To handle multiple logger backends, we will have a LoggerInterface
interface that the TensorboardLogger
, WandbLogger
, and MLflowLogger
will implement:
class LoggerInterface(ABC):
"""Abstract base class for logger backends."""
@abstractmethod
def log_metrics(self, metrics: dict[str, Any], step: int, prefix: Optional[str]: "") -> None:
"""Log a dictionary of metrics."""
pass
@abstractmethod
def log_hyperparams(self, params: dict[str, Any]) -> None:
"""Log dictionary of hyperparameters."""
pass
A Logger
wrapper class will also implement LoggerInterface
and maintain a list of loggers to which it delegates writing logs. This will be the main class the user uses in the training loop. Usage example:
# Initialize logger with wandb, tensorboard, and mlflow enabled
logging_config = {
"wandb_enabled": True,
"tensorboard_enabled": False,
"mlflow_enabled": True,
"wandb": {
"project": "grpo-dev",
"name": "grpo-dev-logging",
},
"tensorboard": {
"log_dir": "logs",
},
"mlflow": {
"experiment_name": "nemo-rl-experiment",
"run_name": "grpo-dev-run",
"tracking_uri": None, # Use local tracking
},
}
logger = Logger(
cfg=logger_config,
)
# Log metrics, will go to all enabled backends
logger.log_metrics({
"loss": 0.123,
}, step=10)
Supported Logging Backends#
The logger supports three main logging backends:
WandB (Weights & Biases)#
Provides cloud-based experiment tracking
Supports custom step metrics for better visualization
Includes built-in hyperparameter logging
Offers rich visualization and collaboration features
Tensorboard#
Local file-based logging
Standard TensorBoard visualization
Supports hyperparameter logging via HParams
Lightweight and self-contained
MLflow#
Comprehensive platform for experiment tracking and model management
Supports both local and remote tracking servers
Provides model versioning and artifact management
Includes a web UI for experiment visualization
Supports model deployment and serving
MLflow Configuration#
MLflow can be configured with the following parameters:
mlflow:
experiment_name: "nemo-rl-experiment" # Name of the MLflow experiment
run_name: "my-training-run" # Run name
tracking_uri: "http://localhost:5000" # Optional tracking server URI
MLflow UI#
After starting training with MLflow enabled, you can view the MLflow UI to monitor your experiments:
# Start MLflow UI (run in a separate terminal)

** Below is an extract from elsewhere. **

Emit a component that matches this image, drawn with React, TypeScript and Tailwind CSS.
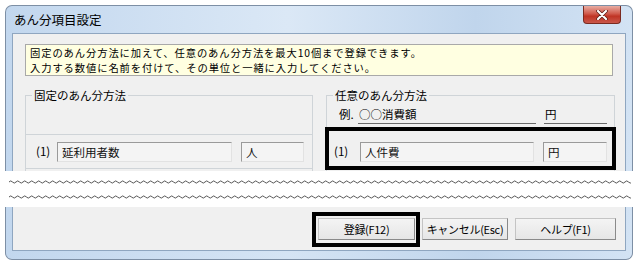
import React from 'react';

const wave = (y: number, w: number) => {
  let d = `M0,${y}`;
  for (let i = 0; i < w / 7; i++) d += ' q1.75,-2.2 3.5,0 q1.75,2.2 3.5,0';
  return d;
};

function Field({ text, w }: { text: string; w: string }) {
  return (
    <div
      className={`${w} h-[20px] border border-[#e2e2e2] border-t-[#9a9a9a] border-l-[#9a9a9a] bg-[#f4f4f4] pl-[4px] leading-[18px] text-[#111]`}
    >
      {text}
    </div>
  );
}

export default function App() {
  return (
    <div className="w-[642px] h-[274px] bg-white pt-[5px] font-['Noto_Sans_CJK_JP',sans-serif] text-[12px] text-black overflow-hidden">
      {/* 上半分 */}
      <div className="ml-[5px] w-[628px] h-[166px] overflow-hidden rounded-t-[7px] border border-b-0 border-[#7d8fa5] bg-[linear-gradient(90deg,#c2d7ee,#dbe8f6_45%,#c0d5ec_75%,#d3e3f4)] px-[6px] flex flex-col">
        <div className="h-[27px] shrink-0 flex items-start justify-between">
          <span className="pl-[2px] pt-[6px] leading-[16px] text-[12.5px]">あん分項目設定</span>
          <div className="mr-[5px] w-[38px] h-[18px] rounded-b-[4px] border border-t-0 border-[#7a2a20] bg-[linear-gradient(180deg,#e8aca2,#d05a4c_45%,#bf3425_60%,#c9574a)] flex items-center justify-center">
            <svg width="12" height="10" viewBox="0 0 12 10">
              <path d="M2,1 L10,9 M10,1 L2,9" stroke="#5a1a14" strokeWidth="3.6" strokeLinecap="round" />
              <path d="M2,1 L10,9 M10,1 L2,9" stroke="#fff" strokeWidth="2.2" strokeLinecap="round" />
            </svg>
          </div>
        </div>
        <div className="flex-1 border border-[#8fa6c0] bg-[#f0f0f0]">
          <div className="ml-[12px] mt-[10px] w-[588px] h-[32px] border border-[#a9a9a9] bg-[#ffffe1] pl-[4px] text-[10.3px] tracking-[0.9px]">
            <p className="leading-[15px] h-[15px]">固定のあん分方法に加えて、任意のあん分方法を最大10個まで登録できます。</p>
            <p className="leading-[15px] h-[15px]">入力する数値に名前を付けて、その単位と一緒に入力してください。</p>
          </div>

          <div className="ml-[12px] mt-[19px] flex gap-[13px] text-[11.5px]">
            {/* 固定 */}
            <div className="relative w-[288px] h-[100px] border border-[#cfd4d8]">
              <span className="absolute -top-[9px] left-[6px] bg-[#f0f0f0] px-[2px] leading-[16px]">固定のあん分方法</span>
              <div className="h-[39px] border-b border-[#cfd4d8]" />
              <div className="mt-[7px] flex items-center h-[20px] pl-[10px]">
                <span className="w-[21px]">(1)</span>
                <Field text="延利用者数" w="w-[175px]" />
                <div className="ml-[9px]">
                  <Field text="人" w="w-[63px]" />
                </div>
              </div>
              <div className="mt-[6px] border-t border-[#cfd4d8]" />
            </div>

            {/* 任意 */}
            <div className="relative w-[289px] h-[100px] border border-[#cfd4d8]">
              <span className="absolute -top-[9px] left-[6px] bg-[#f0f0f0] px-[2px] leading-[16px]">任意のあん分方法</span>
              <div className="mt-[9px] flex items-end pl-[12px] h-[19px]">
                <span className="w-[19px] leading-[19px]">例.</span>
                <span className="w-[178px] h-[19px] border-b border-[#6a6a6a] leading-[19px] pl-[1px]">○○消費額</span>
                <span className="ml-[8px] w-[63px] h-[19px] border-b border-[#6a6a6a] leading-[19px] pl-[1px]">円</span>
              </div>
              <div className="mt-[18px] flex items-center h-[20px] pl-[7px]">
                <span className="w-[26px]">(1)</span>
                <Field text="人件費" w="w-[174px]" />
                <div className="ml-[9px]">
                  <Field text="円" w="w-[64px]" />
                </div>
              </div>
              <div className="absolute left-[-2px] top-[31px] w-[291px] h-[43px] border-4 border-black" />
            </div>
          </div>
        </div>
      </div>

      {/* 省略 */}
      <div className="h-[36px] pl-[9px]">
        <svg width="622" height="36" viewBox="0 0 622 36">
          <path d={wave(11, 622)} fill="none" stroke="#555" strokeWidth="1" />
          <path d={wave(26, 622)} fill="none" stroke="#555" strokeWidth="1" />
        </svg>
      </div>

      {/* 下半分 */}
      <div className="relative ml-[5px] w-[628px] h-[53px] rounded-b-[7px] border border-t-0 border-[#7d8fa5] bg-[linear-gradient(90deg,#c2d7ee,#d5e4f4_45%,#c0d5ec_75%,#d3e3f4)] px-[6px] pb-[8px]">
        <div className="h-[44px] border border-t-0 border-[#8fa6c0] bg-[#f0f0f0] flex justify-end items-start pt-[11px] pr-[9px] gap-[7px] text-[11px] tracking-[-0.3px]">
          {[
            ['登録(F12)', 'w-[97px]'],
            ['キャンセル(Esc)', 'w-[86px]'],
            ['ヘルプ(F1)', 'w-[101px]'],
          ].map(([label, w]) => (
            <div
              key={label}
              className={`${w} h-[22px] border border-[#c4c4c4] border-r-[#8a8a8a] border-b-[#8a8a8a] bg-[linear-gradient(180deg,#f4f4f4,#e6e6e6)] flex items-center justify-center leading-[20px] whitespace-nowrap`}
            >
              {label}
            </div>
          ))}
        </div>
        <div className="absolute left-[306px] top-[5px] w-[108px] h-[35px] border-4 border-black" />
      </div>
    </div>
  );
}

mlflow ui --host 0.0.0.0 --port 5000
Then access the UI at http://127.0.0.1:5000/
to view:
Training runs and experiments
Metrics (loss, validation metrics, etc.)
Hyperparameters
Model artifacts and checkpoints
Validation Pretty Logging#
The logger supports pretty-formatted logging of validation samples to help visualize model outputs during training. This feature is controlled by the num_val_samples_to_print
configuration parameter.
logger:
wandb_enabled: false
tensorboard_enabled: false
mlflow_enabled: false
num_val_samples_to_print: 10
When num_val_samples_to_print
is set to a value greater than 0, the logger will generate well-formatted text outputs for the specified number of validation samples. This is particularly useful for:
Quickly inspecting model generation quality during training.

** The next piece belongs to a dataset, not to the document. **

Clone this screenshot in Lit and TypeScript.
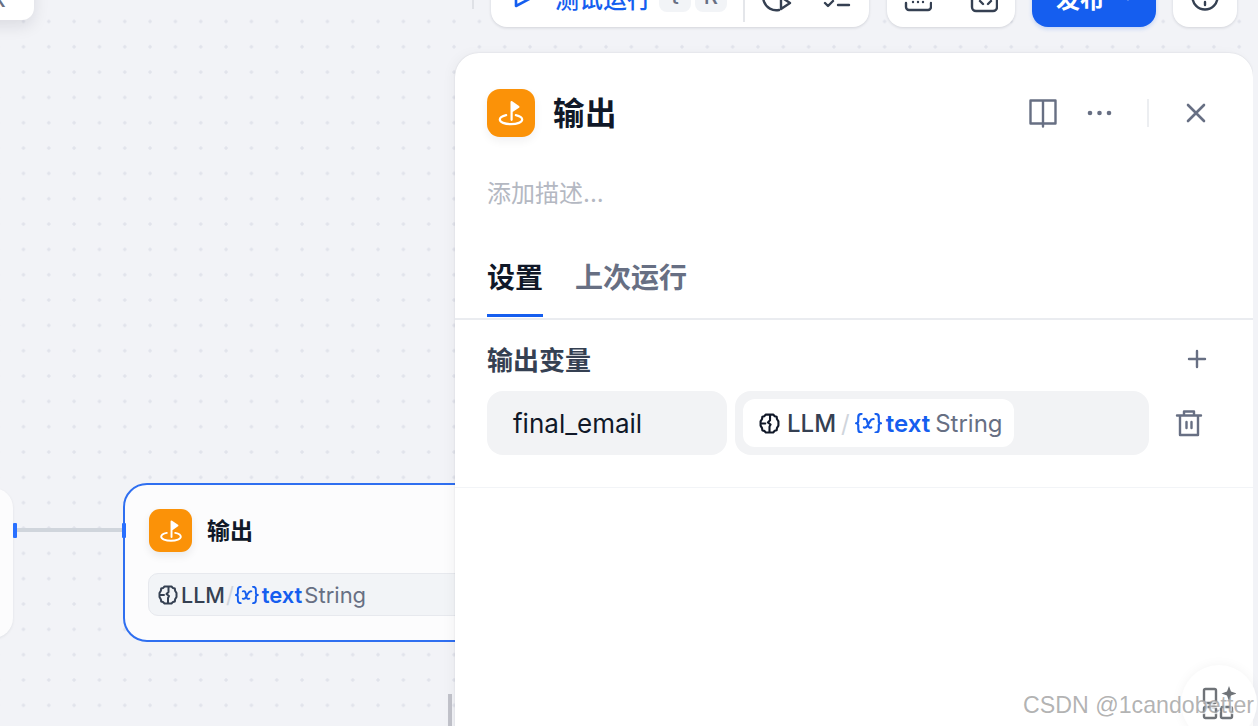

Comparing inputs and outputs side-by-side.
Tracking validation sample performance over time.
Example Output#
When enabled, the pretty logging will generate formatted text similar to:
GPU Metric Logging#
NeMo RL monitors GPU memory and utilization through system metrics exposed by Ray nodes. While Ray makes these metrics available for tools like Prometheus, NeMo RL directly polls GPU memory and utilization data and logs them to TensorBoard, WandB, and/or MLflow.
This approach allows us to offer the same GPU metric tracking on all loggers and simplifies the implementation greatly.

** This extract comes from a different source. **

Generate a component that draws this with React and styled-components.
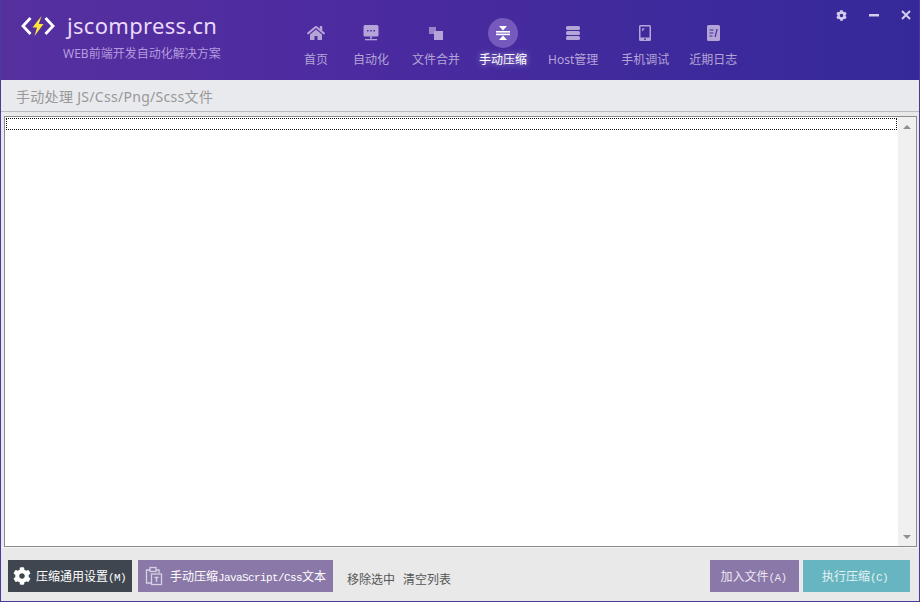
import styled, { createGlobalStyle } from 'styled-components';
import { FaHome, FaCog } from 'react-icons/fa';

const cjk = `"Noto Sans", "Noto Sans CJK SC", sans-serif`;
const mono = `"Liberation Mono", "Noto Sans CJK SC", monospace`;

const Global = createGlobalStyle`
  html, body { margin: 0; padding: 0; }
  body { font-family: ${cjk}; font-size: 12px; }
`;

const Win = styled.div`
  width: 920px;
  height: 602px;
  box-sizing: border-box;
  display: flex;
  flex-direction: column;
  background: #e9e9e9;
  border: 1px solid #4b3a9c;
  border-top: 0;
  overflow: hidden;
`;

const Header = styled.div`
  height: 80px;
  margin: 0 -1px;
  flex: none;
  display: flex;
  background: linear-gradient(90deg, #56309f 0%, #4d2ba0 35%, #3f2a9c 70%, #35299a 100%);
`;

const Brand = styled.div`
  width: 301px;
  flex: none;
  box-sizing: border-box;
  padding: 12px 0 0 21px;
`;

const BrandRow = styled.div`
  display: flex;
  align-items: center;
  gap: 12px;
  height: 28px;
`;

const Title = styled.div`
  font-size: 22px;
  line-height: 28px;
  margin-top: -2px;
  color: #ead9f8;
  letter-spacing: 0.3px;
`;

const Slogan = styled.div`
  margin: 5px 0 0 42px;
  font-size: 12px;
  line-height: 18px;
  color: #b49ade;
  white-space: nowrap;
`;

const Nav = styled.div`
  display: flex;
  padding-top: 18px;
`;

const NavItem = styled.div`
  margin-left: ${(p) => p.$gap}px;
  display: flex;
  flex-direction: column;
  align-items: center;
  color: ${(p) => (p.$active ? '#ffffff' : '#b5a4d8')};
`;

const IconCircle = styled.div`
  width: 30px;
  height: 30px;
  border-radius: 50%;
  display: flex;
  align-items: center;
  justify-content: center;
  background: ${(p) => (p.$active ? '#7659bc' : 'transparent')};
  color: ${(p) => (p.$active ? '#fff' : '#b5a4d8')};
`;

const NavLabel = styled.div`
  margin-top: 3px;
  line-height: 18px;
  white-space: nowrap;
  text-shadow: ${(p) => (p.$active ? '0 0 6px rgba(255,255,255,.6)' : 'none')};
`;

const Controls = styled.div`
  margin-left: auto;
  display: flex;
  align-items: center;
  height: 12px;
  margin-top: 9px;
  padding-right: 9px;
  gap: 22px;
  color: #d6cdec;
`;

const SubBar = styled.div`
  height: 32px;
  flex: none;
  box-sizing: border-box;
  padding-left: 15px;
  display: flex;
  align-items: center;
  background: #e9eaee;
  border-bottom: 1px solid #bcbcc0;
  color: #989898;
  font-size: 14px;
  letter-spacing: 0.3px;
  white-space: nowrap;
`;

const ListArea = styled.div`
  flex: 1;
  min-height: 0;
  padding: 4px 2px 0 3px;
  border-bottom: 1px solid #f4f4f4;
  display: flex;
`;

const ListBox = styled.div`
  flex: 1;
  display: flex;
  box-sizing: border-box;
  background: #fff;
  border: 1px solid #8c8c8c;
`;

const ListBody = styled.div`
  flex: 1;
  padding: 1px 1px 0 1px;
`;

const FocusRow = styled.div`
  height: 10px;
  border: 1px dotted #111;
`;

const Scroll = styled.div`
  width: 18px;
  flex: none;
  background: #f0f0f0;
  display: flex;
  flex-direction: column;
  align-items: center;
  justify-content: space-between;
  padding: 8px 0 7px;
  box-sizing: border-box;
`;

const Arrow = styled.div`
  width: 0;
  height: 0;
  border-left: 4px solid transparent;
  border-right: 4px solid transparent;
  ${(p) => (p.$down ? 'border-top: 4px solid #8f8f8f;' : 'border-bottom: 4px solid #8f8f8f;')}
`;

const Footer = styled.div`
  height: 53px;
  flex: none;
  box-sizing: border-box;
  padding: 12px 9px 0 7px;
  display: flex;
  background: #e9e9e9;
`;

const Btn = styled.div`
  height: 32px;
  box-sizing: border-box;
  display: flex;
  align-items: center;
  justify-content: center;
  flex: none;
  width: ${(p) => p.$w}px;
  margin-right: ${(p) => p.$mr || 0}px;
  padding-right: ${(p) => p.$pr || 0}px;
  background: ${(p) => p.$bg};
  color: ${(p) => p.$fg || '#fff'};
  gap: ${(p) => p.$gap || 0}px;
  white-space: nowrap;
`;

const Latin = styled.span`
  font-family: ${mono};
  font-size: 11px;
  letter-spacing: -0.6px;
`;

const LinkText = styled.div`
  margin-left: ${(p) => p.$ml}px;
  padding-top: 11px;
  line-height: 18px;
  color: #555;
  white-space: nowrap;
`;

const Spacer = styled.div`
  flex: 1;
`;

const MarkSvg = () => (
  <svg width="34" height="22" viewBox="0 0 34 22">
    <path d="M9.500 3 L2 11 L9.500 19" fill="none" stroke="#fff" strokeWidth="2.800" />
    <path d="M24.500 3 L32 11 L24.500 19" fill="none" stroke="#fff" strokeWidth="2.800" />
    <path d="M20.500 1 L11.500 12.500 H16 L13.500 21 L22.500 9 H17.800 Z" fill="#fde63a" />
  </svg>
);

const ChatIcon = () => (
  <svg width="18" height="18" viewBox="0 0 18 18" fill="currentColor">
    <path fillRule="evenodd" d="M3 1h12a1.5 1.5 0 0 1 1.500 1.500V11A1.500 1.500 0 0 1 15 12.500H3A1.500 1.500 0 0 1 1.500 11V2.500A1.500 1.500 0 0 1 3 1ZM5 6v1.500h1.500V6ZM8.200 6v1.500h1.500V6ZM11.500 6v1.500H13V6Z" />
    <rect x="8" y="12.500" width="2" height="2" />
    <rect x="3" y="15" width="12" height="1.300" />
  </svg>
);

const MergeIcon = () => (
  <svg width="16" height="16" viewBox="0 0 16 16" fill="currentColor">
    <rect x="1" y="2" width="7" height="7" opacity="0.75" />
    <rect x="6" y="6" width="9" height="9" />
  </svg>
);

const CompressIcon = () => (
  <svg width="16" height="16" viewBox="0 0 16 16" fill="currentColor">
    <path d="M4 1h8L8 5.500ZM8 10.500 12 15H4Z" />
    <rect x="1" y="6" width="14" height="1.600" />
    <rect x="1" y="8.600" width="14" height="1.600" />
  </svg>
);

const ServerIcon = () => (
  <svg width="16" height="16" viewBox="0 0 16 16" fill="currentColor">
    <rect x="1" y="1" width="14" height="4" rx="1.500" />
    <rect x="1" y="6" width="14" height="4" rx="1.500" />
    <rect x="1" y="11" width="14" height="4" rx="1.500" />
  </svg>
);

const PhoneIcon = () => (
  <svg width="14" height="16" viewBox="0 0 14 16" fill="currentColor">
    <path fillRule="evenodd" d="M2.500 0h9A1.500 1.500 0 0 1 13 1.500v13a1.500 1.500 0 0 1-1.500 1.500h-9A1.500 1.500 0 0 1 1 14.500v-13A1.500 1.500 0 0 1 2.500 0ZM2.500 1.500V12.500h9V1.500ZM6 13.500v1.200h2v-1.200Z" />
    <path d="M4 3.500h3L4 6.500Z" />
  </svg>
);

const LogIcon = () => (
  <svg width="13" height="16" viewBox="0 0 13 16" fill="currentColor">
    <path fillRule="evenodd" d="M1.500 0h10A1.500 1.500 0 0 1 13 1.500v13a1.500 1.500 0 0 1-1.500 1.500h-10A1.500 1.500 0 0 1 0 14.500v-13A1.500 1.500 0 0 1 1.500 0ZM2.500 4.500v1h4v-1ZM2.500 7.500v1h4v-1ZM2.500 10.500v1h3v-1ZM9.500 4 7.500 12h1.200l2-8Z" />
  </svg>
);

const ClipIcon = () => (
  <svg width="18" height="20" viewBox="0 0 18 20" fill="none" stroke="#d8d0e4" strokeWidth="1.300">
    <path d="M5 4H1.500v13H6" />
    <path d="M11 4h3v3" />
    <rect x="5" y="1.500" width="6" height="4" />
    <rect x="6.500" y="8" width="10" height="10.500" />
    <path d="M9.500 11.500h4M11.500 11.500v4.500" />
  </svg>
);

const items = [
  { label: '首页', icon: <FaHome size={18} />, gap: 0 },
  { label: '自动化', icon: <ChatIcon />, gap: 22 },
  { label: '文件合并', icon: <MergeIcon />, gap: 23 },
  { label: '手动压缩', icon: <CompressIcon />, gap: 19, active: true },
  { label: 'Host管理', icon: <ServerIcon />, gap: 21 },
  { label: '手机调试', icon: <PhoneIcon />, gap: 23 },
  { label: '近期日志', icon: <LogIcon />, gap: 20 },
];

const App = () => {
  return (
    <Win>
      <Global />
      <Header>
        <Brand>
          <BrandRow>
            <MarkSvg />
            <Title>jscompress.cn</Title>
          </BrandRow>
          <Slogan>WEB前端开发自动化解决方案</Slogan>
        </Brand>
        <Nav>
          {items.map((it) => (
            <NavItem key={it.label} $gap={it.gap} $active={it.active}>
              <IconCircle $active={it.active}>{it.icon}</IconCircle>
              <NavLabel $active={it.active}>{it.label}</NavLabel>
            </NavItem>
          ))}
        </Nav>
        <Controls>
          <FaCog size={11} />
          <svg width="10" height="12" viewBox="0 0 10 12">
            <rect x="0" y="5" width="10" height="2.500" fill="currentColor" />
          </svg>
          <svg width="10" height="10" viewBox="0 0 10 10">
            <path d="M1 1 L9 9 M9 1 L1 9" stroke="currentColor" strokeWidth="2" />
          </svg>
        </Controls>
      </Header>
      <SubBar>手动处理 JS/Css/Png/Scss文件</SubBar>
      <ListArea>
        <ListBox>
          <ListBody>
            <FocusRow />
          </ListBody>
          <Scroll>
            <Arrow />
            <Arrow $down />
          </Scroll>
        </ListBox>
      </ListArea>
      <Footer>
        <Btn $w={124} $mr={6} $bg="#3f4650" $gap={5} $pr={1}>
          <FaCog size={18} />
          <span>
            压缩通用设置<Latin>(M)</Latin>
          </span>
        </Btn>
        <Btn $w={195} $bg="#8a78a8" $gap={7}>
          <ClipIcon />
          <span>
            手动压缩<Latin>JavaScript/Css</Latin>文本
          </span>
        </Btn>
        <LinkText $ml={14}>移除选中</LinkText>
        <LinkText $ml={8}>清空列表</LinkText>
        <Spacer />
        <Btn $w={89} $mr={4} $bg="#8a78a8" $fg="#ece6f2" $pr={2}>
          <span>
            加入文件<Latin>(A)</Latin>
          </span>
        </Btn>
        <Btn $w={107} $bg="#66b5c0" $fg="#e4f3f5" $pr={3}>
          <span>
            执行压缩<Latin>(C)</Latin>
          </span>
        </Btn>
      </Footer>
    </Win>
  );
};

export default App;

This feature is enabled with the monitor_gpus
configuration parameter. The frequency of data collection and flushing to the loggers is controlled by the gpu_collection_interval
and gpu_flush_interval
parameters, both specified in seconds.
logger:
wandb_enabled: false
tensorboard_enabled: false
mlflow_enabled: false
monitor_gpus: true
gpu_monitoring:
collection_interval: 10
flush_interval: 10
Note
While it is feasible to monitor using remote workers, the implementation requires careful attention to details to ensure:
Logs sent back to the driver do not introduce significant overhead.
Metrics remain clear and interpretable, avoiding issues like double counting caused by colocated workers.
Workers can gracefully flush their logs in case of failure.
Logging behaves consistently across TensorBoard, WandB, and MLflow.
Workers that spawn other workers accurately report the total resource usage of any grandchild workers.
Due to these complexities, we opted for a simpler approach: collecting metrics exposed by the Ray metrics server from the driver.